SET PROBLEM - Find the word "styles" in the material below and gather every line that contains it.

[START OF SUPPLIED DATA]

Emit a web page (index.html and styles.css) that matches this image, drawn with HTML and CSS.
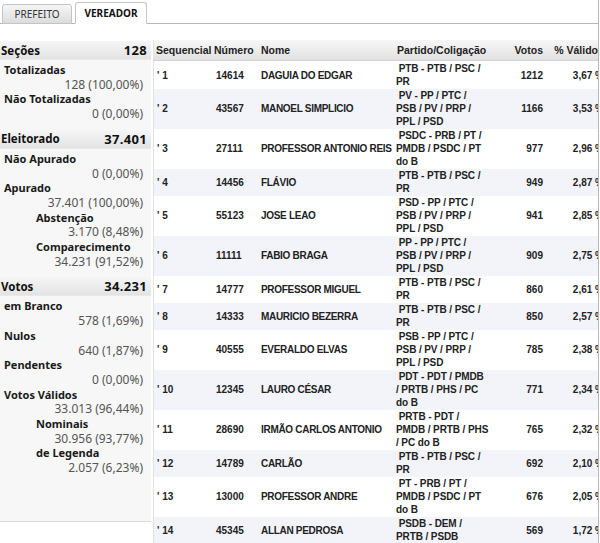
FILE: index.html
```html
<!DOCTYPE html>
<html lang="pt-BR">
<head>
<meta charset="utf-8">
<title>Resultado - Vereador</title>
<link rel="stylesheet" href="styles.css">
</head>
<body>
<div class="page">
  <div class="tabs">
    <div class="tab">PREFEITO</div>
    <div class="tab active">VEREADOR</div>
  </div>
  <div class="main">
    <aside class="summary">
      <div class="sec-head"><span>Seções</span><span class="sec-val">128</span></div>
      <div class="sec-body">
        <div class="lbl">Totalizadas</div>
        <div class="val">128 (100,00%)</div>
        <div class="lbl">Não Totalizadas</div>
        <div class="val">0 (0,00%)</div>
      </div>
      <div class="sec-head"><span>Eleitorado</span><span class="sec-val">37.401</span></div>
      <div class="sec-body">
        <div class="lbl">Não Apurado</div>
        <div class="val">0 (0,00%)</div>
        <div class="lbl">Apurado</div>
        <div class="val">37.401 (100,00%)</div>
        <div class="lbl sub">Abstenção</div>
        <div class="val">3.170 (8,48%)</div>
        <div class="lbl sub">Comparecimento</div>
        <div class="val">34.231 (91,52%)</div>
      </div>
      <div class="sec-head"><span>Votos</span><span class="sec-val">34.231</span></div>
      <div class="sec-body last">
        <div class="lbl">em Branco</div>
        <div class="val">578 (1,69%)</div>
        <div class="lbl">Nulos</div>
        <div class="val">640 (1,87%)</div>
        <div class="lbl">Pendentes</div>
        <div class="val">0 (0,00%)</div>
        <div class="lbl">Votos Válidos</div>
        <div class="val">33.013 (96,44%)</div>
        <div class="lbl sub">Nominais</div>
        <div class="val">30.956 (93,77%)</div>
        <div class="lbl sub">de Legenda</div>
        <div class="val">2.057 (6,23%)</div>
      </div>
    </aside>
    <div class="results">
      <table class="grid">
        <colgroup>
          <col class="c-seq"><col class="c-num"><col class="c-nome"><col class="c-part"><col class="c-votos"><col class="c-pct">
        </colgroup>
        <thead>
          <tr><th class="t-seq">Sequencial</th><th class="t-num">Número</th><th class="t-nome">Nome</th><th class="t-part">Partido/Coligação</th><th class="t-votos">Votos</th><th class="t-pct">% Válido</th></tr>
        </thead>
        <tbody>
          <tr><td class="seq">' 1</td><td class="num">14614</td><td class="nome">DAGUIA DO EDGAR</td><td class="part">&nbsp;PTB - PTB / PSC /<br>PR</td><td class="votos">1212</td><td class="pct">3,67 %</td></tr>
          <tr><td class="seq">' 2</td><td class="num">43567</td><td class="nome">MANOEL SIMPLICIO</td><td class="part">&nbsp;PV - PP / PTC /<br>PSB / PV / PRP /<br>PPL / PSD</td><td class="votos">1166</td><td class="pct">3,53 %</td></tr>
          <tr><td class="seq">' 3</td><td class="num">27111</td><td class="nome">PROFESSOR ANTONIO REIS</td><td class="part">&nbsp;PSDC - PRB / PT /<br>PMDB / PSDC / PT<br>do B</td><td class="votos">977</td><td class="pct">2,96 %</td></tr>
          <tr><td class="seq">' 4</td><td class="num">14456</td><td class="nome">FLÁVIO</td><td class="part">&nbsp;PTB - PTB / PSC /<br>PR</td><td class="votos">949</td><td class="pct">2,87 %</td></tr>
          <tr><td class="seq">' 5</td><td class="num">55123</td><td class="nome">JOSE LEAO</td><td class="part">&nbsp;PSD - PP / PTC /<br>PSB / PV / PRP /<br>PPL / PSD</td><td class="votos">941</td><td class="pct">2,85 %</td></tr>
          <tr><td class="seq">' 6</td><td class="num">11111</td><td class="nome">FABIO BRAGA</td><td class="part">&nbsp;PP - PP / PTC /<br>PSB / PV / PRP /<br>PPL / PSD</td><td class="votos">909</td><td class="pct">2,75 %</td></tr>
          <tr><td class="seq">' 7</td><td class="num">14777</td><td class="nome">PROFESSOR MIGUEL</td><td class="part">&nbsp;PTB - PTB / PSC /<br>PR</td><td class="votos">860</td><td class="pct">2,61 %</td></tr>
          <tr><td class="seq">' 8</td><td class="num">14333</td><td class="nome">MAURICIO BEZERRA</td><td class="part">&nbsp;PTB - PTB / PSC /<br>PR</td><td class="votos">850</td><td class="pct">2,57 %</td></tr>
          <tr><td class="seq">' 9</td><td class="num">40555</td><td class="nome">EVERALDO ELVAS</td><td class="part">&nbsp;PSB - PP / PTC /<br>PSB / PV / PRP /<br>PPL / PSD</td><td class="votos">785</td><td class="pct">2,38 %</td></tr>
          <tr><td class="seq">' 10</td><td class="num">12345</td><td class="nome">LAURO CÉSAR</td><td class="part">&nbsp;PDT - PDT / PMDB<br>/ PRTB / PHS / PC<br>do B</td><td class="votos">771</td><td class="pct">2,34 %</td></tr>
          <tr><td class="seq">' 11</td><td class="num">28690</td><td class="nome">IRMÃO CARLOS ANTONIO</td><td class="part">&nbsp;PRTB - PDT /<br>PMDB / PRTB / PHS<br>/ PC do B</td><td class="votos">765</td><td class="pct">2,32 %</td></tr>
          <tr><td class="seq">' 12</td><td class="num">14789</td><td class="nome">CARLÃO</td><td class="part">&nbsp;PTB - PTB / PSC /<br>PR</td><td class="votos">692</td><td class="pct">2,10 %</td></tr>
          <tr><td class="seq">' 13</td><td class="num">13000</td><td class="nome">PROFESSOR ANDRE</td><td class="part">&nbsp;PT - PRB / PT /<br>PMDB / PSDC / PT<br>do B</td><td class="votos">676</td><td class="pct">2,05 %</td></tr>
          <tr><td class="seq">' 14</td><td class="num">45345</td><td class="nome">ALLAN PEDROSA</td><td class="part">&nbsp;PSDB - DEM /<br>PRTB / PSDB</td><td class="votos">569</td><td class="pct">1,72 %</td></tr>
        </tbody>
      </table>
    </div>
  </div>
</div>
</body>
</html>
```

FILE: styles.css
```css
html, body {
  margin: 0;
  padding: 0;
  background: #ffffff;
}

body {
  font-family: "Noto Sans", "DejaVu Sans", sans-serif;
  color: #1a1a1a;
  overflow: hidden;
}

.page {
  width: 598px;
  height: 543px;
  overflow: hidden;
  border-right: 1px solid #b8b8b8;
}

/* tabs */
.tabs {
  display: flex;
  align-items: flex-end;
  gap: 3px;
  height: 23px;
  padding-left: 2px;
  border-bottom: 1px solid #b5b5b5;
}

.tab {
  box-sizing: border-box;
  height: 20px;
  width: 70px;
  margin-bottom: -1px;
  border: 1px solid #c4c4c4;
  border-radius: 3px 3px 0 0;
  background: linear-gradient(#f6f6f6, #dcdcdc);
  font-size: 10px;
  line-height: 19px;
  text-align: center;
  color: #333;
}

.tab.active {
  width: 72px;
  height: 22px;
  line-height: 21px;
  background: #ffffff;
  border-bottom-color: #ffffff;
  font-weight: bold;
  color: #111;
}

/* main area */
.main {
  display: flex;
  align-items: flex-start;
  margin-top: 16px;
}

.summary {
  width: 151px;
  flex: none;
  margin-top: 1px;
  background: #f7f7f7;
  border-bottom: 1px solid #dcdcdc;
}

.sec-head {
  display: flex;
  justify-content: space-between;
  align-items: center;
  height: 18px;
  padding: 0 4px 0 1px;
  background: linear-gradient(#f6f6f6, #e3e3e3);
  border-bottom: 1px solid #e9e9e9;
  font-size: 11.5px;
  font-weight: bold;
  color: #111;
}

.sec-val {
  font-size: 13px;
  letter-spacing: 0.3px;
}

.sec-body {
  padding: 3px 8px 8px 4px;
  line-height: 14.7px;
}

.sec-body.last {
  padding-bottom: 45px;
}

.lbl {
  font-size: 11px;
  font-weight: bold;
  color: #1a1a1a;
}

.lbl.sub {
  padding-left: 32px;
}

.val {
  font-size: 12px;
  text-align: right;
  color: #555;
}

/* results grid */
.results {
  flex: 1;
  min-width: 0;
  overflow: hidden;
  margin-left: 2px;
  border-left: 1px solid #e2e2e2;
  height: 503px;
}

.grid {
  table-layout: fixed;
  border-collapse: collapse;
  width: 452px;
  font-family: "Liberation Sans", Arial, sans-serif;
  font-weight: bold;
  color: #222;
}

.c-seq { width: 59px; }
.c-num { width: 46px; }
.c-nome { width: 136px; }
.c-part { width: 105px; }
.c-votos { width: 46px; }
.c-pct { width: 60px; }

.grid th {
  height: 20px;
  padding: 0;
  background: linear-gradient(#f7f7f7, #e1e1e1);
  border-bottom: 1px solid #d2d2d2;
  font-size: 10.5px;
  text-align: left;
  white-space: nowrap;
  color: #222;
}

.t-seq { padding-left: 2px !important; }
.t-num { padding-left: 1px !important; }
.t-nome { padding-left: 2px !important; }
.t-part { padding-left: 2px !important; }
.t-votos { text-align: right !important; padding-right: 3px !important; }
.t-pct { text-align: right !important; padding-right: 8px !important; }

.grid td {
  padding: 0 0 1px 0;
  font-size: 10px;
  line-height: 13px;
  vertical-align: middle;
  white-space: nowrap;
}

.grid tbody tr:nth-child(even) td {
  background: #f2f4f9;
}

.grid tbody tr:first-child td {
  padding-top: 1px;
}

td.seq { padding-left: 3px; }
td.num { padding-left: 3px; }
td.nome { padding-left: 2px; letter-spacing: -0.3px; }
td.part { padding-left: 1px; letter-spacing: -0.1px; }
td.votos { text-align: right; padding-right: 3px; }
td.pct { text-align: right; padding-right: 2px; }
```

[END OF SUPPLIED DATA]

SOLUTION TO THIS TASK -
Emit a web page (index.html and styles.css) that matches this image, drawn with HTML and CSS.
<link rel="stylesheet" href="styles.css">
FILE: styles.css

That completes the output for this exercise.